Hence, too, Sutherland Shire's great interest - because, in a sense, this Shire is a microcosm of Australia's profound concern with urban change, urban growth. With 215,000 residents, we are the second largest of Sydney's 43 local government areas (after Blacktown): the population of this urban Shire is a good deal more numerous than the population of the entire Northern Territory. And yet we are only an eighteenth part of the population of Sydney.

That tells us something about the significance of those half-dozen major cities within the vastness of the Australian continent.

Remember, last year the Territory made a strong bid for statehood. Now there's a thought... Sutherland Shire has much more justification to secede from New South Wales as the seventh state! All the questions of development and overdevelopment can be found here. We continually find ourselves obliged to the confront State Government with our problems and protests - and may I say we've been looking forward to today's galaxy of speakers to teach us how to do that more effectively. The speakers represent most aspects of the complex population problem.
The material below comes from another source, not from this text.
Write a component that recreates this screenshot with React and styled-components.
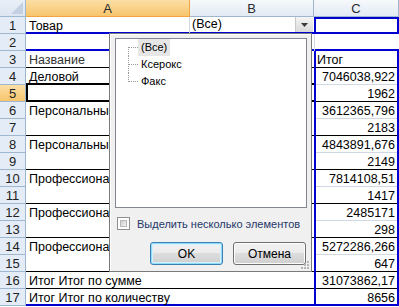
import styled, { createGlobalStyle } from "styled-components";

const GlobalStyle = createGlobalStyle`
  html, body {
    margin: 0;
    padding: 0;
    background: #fff;
  }
  body {
    font-family: "Liberation Sans", Arial, sans-serif;
  }
`;

const HEAD_LINE = "#9EB6CE";
const GRID = "#D0D7E5";
const BLUE = "#0000D0";
const BLACK = "#000";

// inset lines around a cell: [width, colour]
const lines = (p) => {
  const s = [];
  if (p.$l) s.push(`inset ${p.$l[0]}px 0 0 ${p.$l[1]}`);
  if (p.$r) s.push(`inset -${p.$r[0]}px 0 0 ${p.$r[1]}`);
  if (p.$t) s.push(`inset 0 ${p.$t[0]}px 0 ${p.$t[1]}`);
  if (p.$b) s.push(`inset 0 -${p.$b[0]}px 0 ${p.$b[1]}`);
  return s.length ? s.join(", ") : "none";
};

const Sheet = styled.div`
  position: relative;
  display: grid;
  grid-template-columns: 26px 164px 124px 85px;
  grid-auto-rows: 17px;
  width: 399px;
  height: 307px;
  overflow: hidden;
  background: #fff;
`;

const Corner = styled.div`
  box-sizing: border-box;
  display: flex;
  align-items: flex-end;
  justify-content: flex-end;
  padding: 0 2px 2px 0;
  background: linear-gradient(#E9EFF7, #DCE5F1);
  border-right: 1px solid ${HEAD_LINE};
  border-bottom: 1px solid ${HEAD_LINE};
`;

const ColHeader = styled.div`
  box-sizing: border-box;
  display: flex;
  align-items: center;
  justify-content: center;
  font-size: 13px;
  color: #2b2b2b;
  background: ${(p) =>
    p.$active
      ? "linear-gradient(#FCDFA6, #F6C46C)"
      : "linear-gradient(#F6F9FC, #E2EAF4)"};
  border-right: 1px solid ${(p) => (p.$active ? "#F2A541" : HEAD_LINE)};
  border-bottom: 1px solid ${(p) => (p.$active ? "#F2A541" : HEAD_LINE)};
`;

const RowHeader = styled.div`
  box-sizing: border-box;
  display: flex;
  align-items: center;
  justify-content: center;
  font-size: 13px;
  color: #222;
  background: ${(p) =>
    p.$active ? "linear-gradient(#FCDFA6, #F6C46C)" : "#E4ECF7"};
  border-right: 1px solid ${HEAD_LINE};
  border-bottom: 1px solid ${HEAD_LINE};
`;

const Cell = styled.div`
  grid-column: span ${(p) => p.$span || 1};
  display: flex;
  align-items: center;
  justify-content: ${(p) => (p.$num ? "flex-end" : "flex-start")};
  padding: 0 ${(p) => (p.$num ? "4px" : "3px")} 0 3px;
  font-size: 12.5px;
  color: ${(p) => (p.$muted ? "#333" : "#000")};
  white-space: nowrap;
  overflow: hidden;
  background: #fff;
  box-shadow: ${lines};
`;

const FilterCell = styled(Cell)`
  justify-content: space-between;
  padding: 0 1px 0 2px;
  align-items: flex-start;
  line-height: 15px;
`;

const DropButton = styled.div`
  width: 17px;
  height: 15px;
  display: flex;
  align-items: center;
  justify-content: center;
  background: linear-gradient(#F4F4F4, #D9D9D9);
  border-left: 1px solid #C8C8C8;
`;

const Popup = styled.div`
  position: absolute;
  left: 109px;
  top: 33px;
  width: 203px;
  height: 239px;
  box-sizing: border-box;
  border: 1px solid #7A7A7A;
  background: #F0F0F0;
  box-shadow: inset 1px 1px 0 #fff;
  padding: 4px 4px 0 5px;
  display: flex;
  flex-direction: column;
  font-size: 11px;
  color: #000;
`;

const ListBox = styled.div`
  height: 170px;
  box-sizing: border-box;
  border: 1px solid #828790;
  background: #fff;
  display: flex;
  flex-direction: column;
`;

const TreeItem = styled.div`
  display: flex;
  height: 17px;
  align-items: center;
`;

const Connector = styled.span`
  position: relative;
  width: 22px;
  height: 17px;
  flex: none;

  &::before {
    content: "";
    position: absolute;
    left: 12px;
    top: ${(p) => (p.$first ? "8px" : "0")};
    bottom: ${(p) => (p.$last ? "8px" : "0")};
    border-left: 1px dotted #9A9A9A;
  }

  &::after {
    content: "";
    position: absolute;
    left: 13px;
    top: 8px;
    width: 9px;
    border-top: 1px dotted #9A9A9A;
  }
`;

const ItemLabel = styled.span`
  padding: 0 3px;
  line-height: 17px;
  background: ${(p) => (p.$sel ? "#E6E6E6" : "transparent")};
`;

const CheckRow = styled.label`
  display: flex;
  align-items: center;
  gap: 7px;
  margin: 9px 0 0 2px;
  color: #1E3768;
  font-size: 11px;
  white-space: nowrap;
`;

const CheckBox = styled.span`
  width: 13px;
  height: 13px;
  flex: none;
  box-sizing: border-box;
  border: 1px solid #8E8F8F;
  background: #fff;
  padding: 2px;
  display: flex;

  &::before {
    content: "";
    flex: 1;
    background: linear-gradient(135deg, #CBCBCB, #F4F4F4);
    border: 1px solid #B8B8B8;
  }
`;

const ButtonRow = styled.div`
  display: flex;
  justify-content: flex-end;
  gap: 10px;
  margin-top: 12px;
  padding-right: 1px;
`;

const Button = styled.button`
  width: 73px;
  height: 23px;
  box-sizing: border-box;
  border-radius: 3px;
  border: 1px solid ${(p) => (p.$focus ? "#3C7FB1" : "#707070")};
  background: linear-gradient(#F2F2F2 0%, #EBEBEB 49%, #DDDDDD 50%, #CFCFCF 100%);
  box-shadow: ${(p) =>
    p.$focus ? "inset 0 0 0 1px #8FDCFB, inset 0 0 0 2px #D4F0FC" : "inset 0 0 0 1px #FCFCFC"};
  font-family: "Liberation Sans", Arial, sans-serif;
  font-size: 12px;
  color: #000;
  padding: 0;
`;

const Grip = styled.svg`
  position: absolute;
  right: 2px;
  bottom: 2px;
`;

const rows = [
  { a: "Товар", ab: [2, BLUE], filter: "(Все)", c: "", ct: [2, BLUE], cb: [2, BLUE] },
  { a: "", ab: [2, BLUE], c: "", cb: [2, BLUE] },
  { a: "Название", muted: true, ab: [1, BLACK], c: "Итог", ctext: true, cb: [1, BLACK] },
  { a: "Деловой", ab: [2, BLACK], c: "7046038,922", cb: [1, GRID] },
  { a: "", active: true, ab: [2, BLACK], c: "1962", cb: [1, BLACK] },
  { a: "Персональные компьютеры", c: "3612365,796", cb: [1, GRID] },
  { a: "", ab: [1, BLACK], c: "2183", cb: [1, BLACK] },
  { a: "Персональные принтеры", c: "4843891,676", cb: [1, GRID] },
  { a: "", ab: [1, BLACK], c: "2149", cb: [1, BLACK] },
  { a: "Профессиональные копиры", c: "7814108,51", cb: [1, GRID] },
  { a: "", ab: [1, BLACK], c: "1417", cb: [1, BLACK] },
  { a: "Профессиональные принтеры", c: "2485171", cb: [1, GRID] },
  { a: "", ab: [1, BLACK], c: "298", cb: [1, BLACK] },
  { a: "Профессиональные сканеры", c: "5272286,266", cb: [1, GRID] },
  { a: "", ab: [1, BLACK], wide: true, c: "647", cb: [1, BLACK] },
  { a: "Итог Итог по сумме", ab: [1, BLACK], wide: true, c: "31073862,17", cb: [1, BLACK] },
  { a: "Итог Итог по количеству", ab: [2, BLUE], wide: true, c: "8656", cb: [2, BLUE] },
];

const items = ["(Все)", "Ксерокс", "Факс"];

export default function App() {
  return (
    <>
      <GlobalStyle />
      <Sheet>
        <Corner>
          <svg width="12" height="12" viewBox="0 0 12 12">
            <polygon points="12,0 12,12 0,12" fill="#C3D0E2" />
          </svg>
        </Corner>
        <ColHeader $active>A</ColHeader>
        <ColHeader>B</ColHeader>
        <ColHeader>C</ColHeader>

        {rows.map((r, i) => {
          const n = i + 1;
          const side = n === 2 ? null : [2, BLUE];
          return [
            <RowHeader key={`h${n}`} $active={r.active}>
              {n}
            </RowHeader>,
            r.wide ? (
              <Cell key={`a${n}`} $span={2} $b={r.ab}>
                {r.a}
              </Cell>
            ) : (
              <Cell
                key={`a${n}`}
                $b={r.ab}
                $muted={r.muted}
                $l={r.active ? [2, BLACK] : null}
                $r={n === 1 ? [1, GRID] : null}
              >
                {r.a}
              </Cell>
            ),
            r.wide ? null : r.filter ? (
              <FilterCell key={`b${n}`} $b={r.ab}>
                <span>{r.filter}</span>
                <DropButton>
                  <svg width="7" height="4" viewBox="0 0 7 4">
                    <polygon points="0,0 7,0 3.5,4" fill="#3A3A3A" />
                  </svg>
                </DropButton>
              </FilterCell>
            ) : (
              <Cell key={`b${n}`} $b={r.ab} />
            ),
            <Cell
              key={`c${n}`}
              $num={!r.ctext}
              $l={side || [1, GRID]}
              $r={side}
              $t={r.ct}
              $b={r.cb}
            >
              {r.c}
            </Cell>,
          ];
        })}

        <Popup>
          <ListBox>
            {items.map((t, i) => (
              <TreeItem key={t}>
                <Connector $first={i === 0} $last={i === items.length - 1} />
                <ItemLabel $sel={i === 0}>{t}</ItemLabel>
              </TreeItem>
            ))}
          </ListBox>
          <CheckRow>
            <CheckBox />
            Выделить несколько элементов
          </CheckRow>
          <ButtonRow>
            <Button $focus>OK</Button>
            <Button>Отмена</Button>
          </ButtonRow>
          <Grip width="8" height="8" viewBox="0 0 8 8">
            <rect x="6" y="0" width="2" height="2" fill="#B5B5B5" />
            <rect x="3" y="3" width="2" height="2" fill="#B5B5B5" />
            <rect x="6" y="3" width="2" height="2" fill="#B5B5B5" />
            <rect x="0" y="6" width="2" height="2" fill="#B5B5B5" />
            <rect x="3" y="6" width="2" height="2" fill="#B5B5B5" />
            <rect x="6" y="6" width="2" height="2" fill="#B5B5B5" />
          </Grip>
        </Popup>
      </Sheet>
    </>
  );
}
While the focus is on Sydney, the Forum has understandably taken on something of a national character through its wide concerns, through its speakers many of whom are nationally known, and through you, the audience who have come from far and wide. Every shade of opinion should find an opportunity for expression today: through the speakers of course, but also through audience participation - in the form, first, of the questions you choose to direct after each speaker's address; second, in the questions directed to this afternoon's Panel; third in the contribution you may wish to make to the Panel debate; and, may I add, a fourth, in all the valuable talk at morning and afternoon tea and over lunch.